The Sad Club - What's It All About, Stanley?

I think it's a good idea to give you a more involved idea about what The Sad Club is about. Anybody who read my last blog post will know the general gist of the plot - four men get the chance to fulfil their childhood vow to kill their bully - but that probably makes it sound quite simple, and you may be wondering where the finished product is, and why I couldn't have just typed out Sleepers by Lorenzo Carcaterra and changed the forenames.

The main protagonist is Elliott, who is a forensic psychologist. At the start of the novel, he is at his lowest ebb, his wife and kids having left him and he being under investigation for his work with a notorious killer, who he recommended for release but who went on to kill again.

He receives an invitation to a friend's wedding, to be held in Berlin. Elliott hasn't seen this friend in twenty years, chiefly for the reason they didn't get on, but also because they we part of a hated foursome at secondary school and informally known as The Sad Club. Elliott has buried this part of his life on his road to success, but curiosity gets the better of him, and he decides to attend.


It transpires that the groom, Lol, has made his fortune since their schooldays, and will be marrying one of the hottest new stars in the world, Jana Simek, in a glamorous ceremony. He employs another member of the group, Sam, as a general dogsbody, though Sam is too naive to realise this. Incredibly, the fourth member of the group, Alex, has followed his acting dreams and is starring with Jana in her current film, which drives Lol mad with jealousy.


We learn through the psychologist's eyes that none of them have happy lives: Alex lives under a stage name and seems completely miserable despite his recent success, and Sam has yet to come to terms with losing his father in a warehouse fire, which was started by their school bully, Paul Tiler. Lol also seems desperate to grab ever more wealth, though we find in the course of his story it is because he is broke, being kept afloat by a complex paper trail. The wedding is nothing more than a front to try and impress a Russian oligarch into investing in Lol's last make-or-break project.


In the middle of all this, the same Paul Tiler gatecrashes Lol's pre-wedding celebration while on the run from an armed blag. The morning after, the vow they made as kids - to kill Tiler if they ever got the chance - is bought up. Elliott is the only one to disagree, but later comes to realise that Tiler has never really left them: all of their pain, neuroses and attempts to escape their past are rooted in how worthless he made them feel.

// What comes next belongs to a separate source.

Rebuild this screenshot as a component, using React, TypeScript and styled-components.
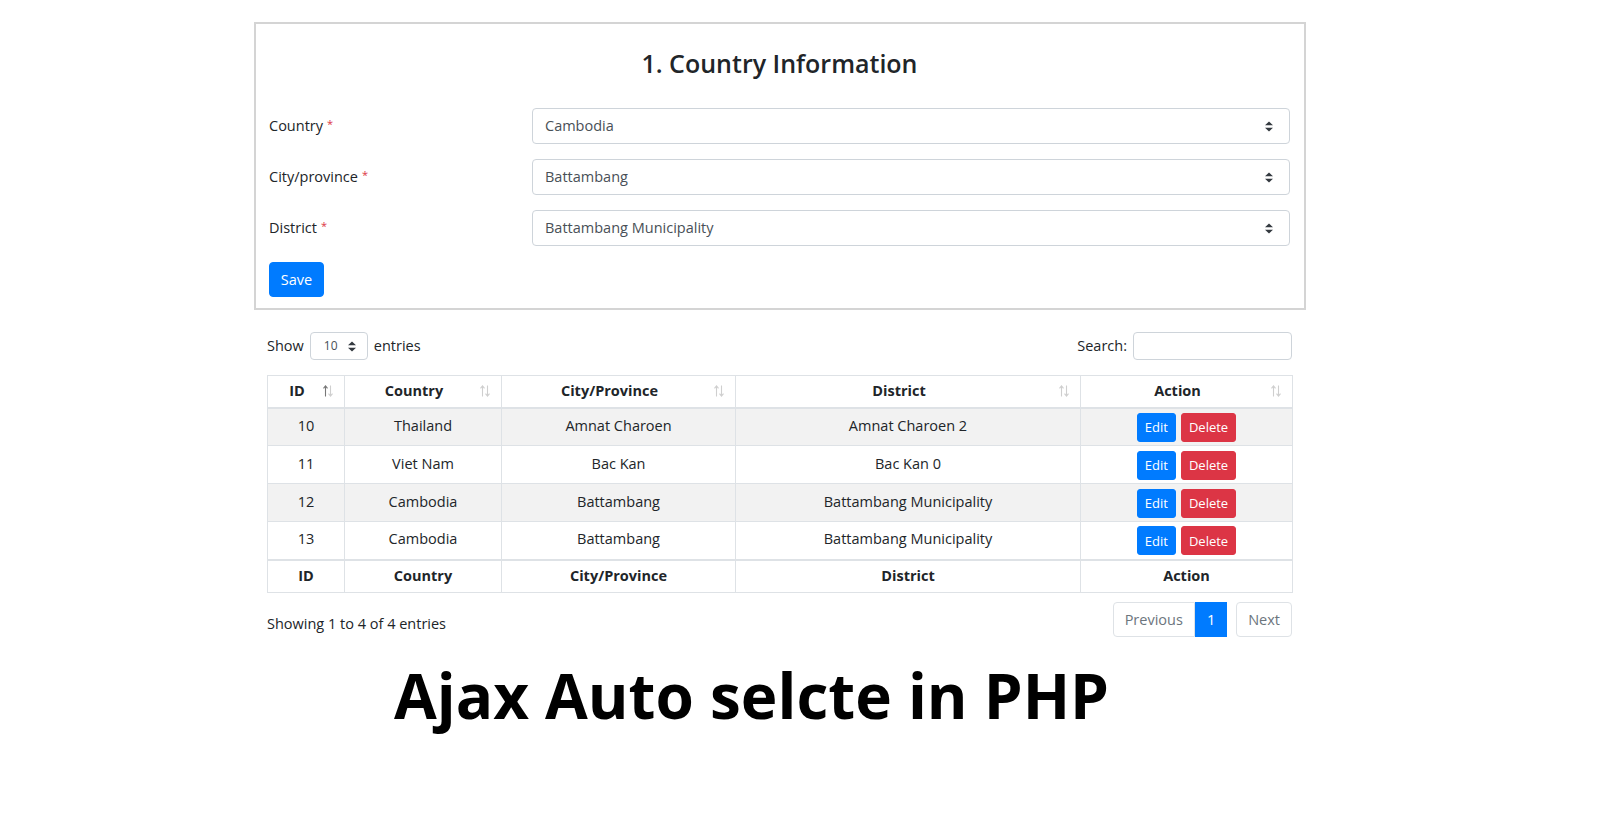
import React from 'react';
import styled, { createGlobalStyle } from 'styled-components';

const GlobalStyle = createGlobalStyle`
  html, body {
    margin: 0;
    padding: 0;
    background: #fff;
  }
  body {
    font-family: "Open Sans", "Noto Sans", sans-serif;
    font-size: 14.5px;
    line-height: 1.5;
    color: #212529;
  }
  * {
    box-sizing: border-box;
  }
`;

const Page = styled.div`
  width: 1052px;
  margin-left: 254px;
  padding-top: 22px;
`;

const Card = styled.section`
  border: 2px solid #d4d4d4;
  padding: 0 14px 11px 13px;
`;

const CardTitle = styled.h2`
  margin: 0;
  padding: 21px 0 27px;
  text-align: center;
  font-size: 25px;
  font-weight: 600;
  line-height: 36px;
  color: #212529;
`;

const FormRow = styled.div`
  display: grid;
  grid-template-columns: 263px 1fr;
  align-items: center;
  height: 36px;
  margin-bottom: 15px;
`;

const Label = styled.label`
  color: #212529;
`;

const Req = styled.span`
  color: #dc3545;
  margin-left: 4px;
  font-size: 11px;
  vertical-align: 3px;
`;

const SelectBox = styled.div<{ $small?: boolean }>`
  display: flex;
  align-items: center;
  justify-content: space-between;
  height: ${p => (p.$small ? '28px' : '36px')};
  width: ${p => (p.$small ? '58px' : 'auto')};
  padding: ${p => (p.$small ? '0 11px 0 13px' : '0 16px 0 12px')};
  border: 1px solid #ced4da;
  border-radius: 4px;
  color: #495057;
  font-size: ${p => (p.$small ? '12px' : 'inherit')};
  background: #fff;
`;

const SaveButton = styled.button`
  display: block;
  margin-top: 16px;
  width: 55px;
  height: 35px;
  border: 1px solid #007bff;
  border-radius: 4px;
  background: #007bff;
  color: #fff;
  font-family: inherit;
  font-size: 14.5px;
  padding: 0;
`;

const TableWrap = styled.div`
  margin: 0 14px 0 13px;
`;

const Toolbar = styled.div`
  display: flex;
  justify-content: space-between;
  align-items: center;
  margin-top: 22px;
  height: 28px;
`;

const Inline = styled.div`
  display: flex;
  align-items: center;
  gap: 6px;
`;

const SearchInput = styled.div`
  width: 159px;
  height: 28px;
  border: 1px solid #ced4da;
  border-radius: 4px;
`;

const Table = styled.table`
  width: 100%;
  margin-top: 15px;
  border-collapse: collapse;
  table-layout: fixed;
  border: 1px solid #dee2e6;

  tbody tr:nth-of-type(odd) {
    background: #f2f2f2;
  }
`;

const HeadCell = styled.th<{ $foot?: boolean }>`
  position: relative;
  height: ${p => (p.$foot ? '33px' : '32px')};
  padding: ${p => (p.$foot ? '0 12px' : '0 30px 0 12px')};
  border: 1px solid #dee2e6;
  border-bottom-width: ${p => (p.$foot ? '1px' : '2px')};
  border-top-width: ${p => (p.$foot ? '2px' : '1px')};
  text-align: center;
  font-weight: 700;
  vertical-align: middle;
`;

const Cell = styled.td`
  height: 38px;
  padding: 0 12px 2px;
  border: 1px solid #dee2e6;
  text-align: center;
  vertical-align: middle;
`;

const Actions = styled.div`
  display: flex;
  justify-content: center;
  gap: 5px;
  padding-top: 3px;
`;

const ActionButton = styled.button<{ $danger?: boolean }>`
  height: 29px;
  padding: 0 7px;
  border: 1px solid ${p => (p.$danger ? '#dc3545' : '#007bff')};
  background: ${p => (p.$danger ? '#dc3545' : '#007bff')};
  border-radius: 3px;
  color: #fff;
  font-family: inherit;
  font-size: 13px;
`;

const SortIcon = styled.svg`
  position: absolute;
  right: 11px;
  top: 50%;
  transform: translateY(-50%);
`;

const InfoBar = styled.div`
  display: flex;
  justify-content: space-between;
  align-items: flex-start;
  margin-top: 9px;
`;

const InfoText = styled.div`
  padding-top: 11px;
`;

const Pagination = styled.div`
  display: flex;
`;

const PageLink = styled.div<{ $active?: boolean; $first?: boolean; $apart?: boolean }>`
  display: flex;
  align-items: center;
  justify-content: center;
  height: 35px;
  padding: 0 11px;
  margin-left: ${p => (p.$apart ? '9px' : '0')};
  border: 1px solid ${p => (p.$active ? '#007bff' : '#dee2e6')};
  border-radius: ${p => (p.$first ? '4px 0 0 4px' : p.$apart ? '4px' : '0')};
  background: ${p => (p.$active ? '#007bff' : '#fff')};
  color: ${p => (p.$active ? '#fff' : '#6c757d')};
`;

const BigTitle = styled.h1`
  margin: 18px 0 0;
  padding-left: 140px;
  font-size: 62px;
  line-height: 80px;
  font-weight: 700;
  color: #000;
  white-space: nowrap;
`;

const Caret = () => (
  <svg width="8" height="11" viewBox="0 0 8 11">
    <path d="M0 4.2 L4 0.5 L8 4.2Z M0 6.8 L4 10.5 L8 6.8Z" fill="#343a40" />
  </svg>
);

const Sorter = ({ active }: { active?: boolean }) => (
  <SortIcon width="10" height="13" viewBox="0 0 10 13">
    <g fill="none" strokeWidth="1.1">
      <path d="M2.5 12V1.5 M0.5 3.8 L2.5 1.3 L4.5 3.8" stroke={active ? '#777' : '#cfcfcf'} />
      <path d="M7.5 1V11.5 M5.5 9.2 L7.5 11.7 L9.5 9.2" stroke="#cfcfcf" />
    </g>
  </SortIcon>
);

const fields = [
  { label: 'Country', value: 'Cambodia' },
  { label: 'City/province', value: 'Battambang' },
  { label: 'District', value: 'Battambang Municipality' },
];

const rows = [
  { id: 10, country: 'Thailand', city: 'Amnat Charoen', district: 'Amnat Charoen 2' },
  { id: 11, country: 'Viet Nam', city: 'Bac Kan', district: 'Bac Kan 0' },
  { id: 12, country: 'Cambodia', city: 'Battambang', district: 'Battambang Municipality' },
  { id: 13, country: 'Cambodia', city: 'Battambang', district: 'Battambang Municipality' },
];

const columns = ['ID', 'Country', 'City/Province', 'District', 'Action'];
const widths = [77, 157, 234, 345, 212];

export default function App() {
  return (
    <Page>
      <GlobalStyle />
      <Card>
        <CardTitle>1. Country Information</CardTitle>
        {fields.map(f => (
          <FormRow key={f.label}>
            <Label>
              {f.label}
              <Req>*</Req>
            </Label>
            <SelectBox>
              <span>{f.value}</span>
              <Caret />
            </SelectBox>
          </FormRow>
        ))}
        <SaveButton>Save</SaveButton>
      </Card>

      <TableWrap>
        <Toolbar>
          <Inline>
            Show
            <SelectBox $small>
              <span>10</span>
              <Caret />
            </SelectBox>
            entries
          </Inline>
          <Inline>
            Search:
            <SearchInput />
          </Inline>
        </Toolbar>

        <Table>
          <colgroup>
            {widths.map((w, i) => (
              <col key={i} style={{ width: w }} />
            ))}
          </colgroup>
          <thead>
            <tr>
              {columns.map((c, i) => (
                <HeadCell key={c}>
                  {c}
                  <Sorter active={i === 0} />
                </HeadCell>
              ))}
            </tr>
          </thead>
          <tbody>
            {rows.map(r => (
              <tr key={r.id}>
                <Cell>{r.id}</Cell>
                <Cell>{r.country}</Cell>
                <Cell>{r.city}</Cell>
                <Cell>{r.district}</Cell>
                <Cell>
                  <Actions>
                    <ActionButton>Edit</ActionButton>
                    <ActionButton $danger>Delete</ActionButton>
                  </Actions>
                </Cell>
              </tr>
            ))}
          </tbody>
          <tfoot>
            <tr>
              {columns.map(c => (
                <HeadCell key={c} $foot>
                  {c}
                </HeadCell>
              ))}
            </tr>
          </tfoot>
        </Table>

        <InfoBar>
          <InfoText>Showing 1 to 4 of 4 entries</InfoText>
          <Pagination>
            <PageLink $first>Previous</PageLink>
            <PageLink $active>1</PageLink>
            <PageLink $apart>Next</PageLink>
          </Pagination>
        </InfoBar>
      </TableWrap>

      <BigTitle>Ajax Auto selcte in PHP</BigTitle>
    </Page>
  );
}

Agreeing to go along with the plot, Elliott hopes to crack Tiler and humanise him, showing them all they've outgrown his influence before they do something that will really damage the rest of their lives. But Paul claims to have lost his memory, meaning Elliott will have to revisit all of their pasts, pulling skeletons from closets and reopening long forgotten wounds between them all, all the while conscious that the last person he treated outsmarted him.


That's as much as I want to say to set the plot up, firstly because I don't want to give away my entire plot but also because it's a very intricately plotted work, and I'm aware it might be a 'he does this, and that leads to this, and then this...' I hope you'll see from that brief description that it's a very character driven novel, particularly as far as Elliott is concerned. What we're dealing with is five lives that entwine from schooldays to adulthood, so it's bound to be a difficult sell.

However, everyone I've described that plot to has been keen to see it written and polished up. I think it's a massive thing for some people - the hurt they carry with them from school, and confronting it is something practically everybody has to come to terms with. The three main characters are really Elliott, Paul and Lol, with Paul in the middle between someone who wants to help him and someone who wants to use him, but that line becomes blurrier the deeper into the book you go. That will become clearer the more you read, but needless to say these are characters who are not cartoons!

The book is a fairly straightforward narrative but with flashback chapters interspersed where it helps to colour the characters. Each flashback gives you more clues as to the motivations of the five and where they might end up.

I admit it sounds like a very ambitious work, particularly for a debut novel, but this has lived with me for a long time, and these characters are almost three-dimensional by now. I could tell you why Paul wears Hugo Boss rather than Joop, or why Elliott is a forensic psychologist rather than a child psychologist. The toughest thing has been threading five twenty-year plotlines into a way where there are inciting incidents and a satisfying ending for everybody.

I really hope that it stands as a thoughtful yet straightforward piece. I can't abide novels that use ten words when one will do. Where appropriate, there will be description, but this is a story about memory, growth, and redemption. I want you to live with these people and trust why they do the things they do.

At the moment, it's overlong, and you can see the support struts where I've tried to explain the plot to myself. That's okay - if it's worth its salt, I can remove those clunky passages of exposition or remodel them and it won't show. But the golden rule is to finish the work. If you don't, you don't have a story, you just have ideas which don't have a leg to stand on. Write like you're the ship that arrived in New York before the Titanic - if you were aware there was a possibility you might hit an iceberg, you would never dare set out on the journey!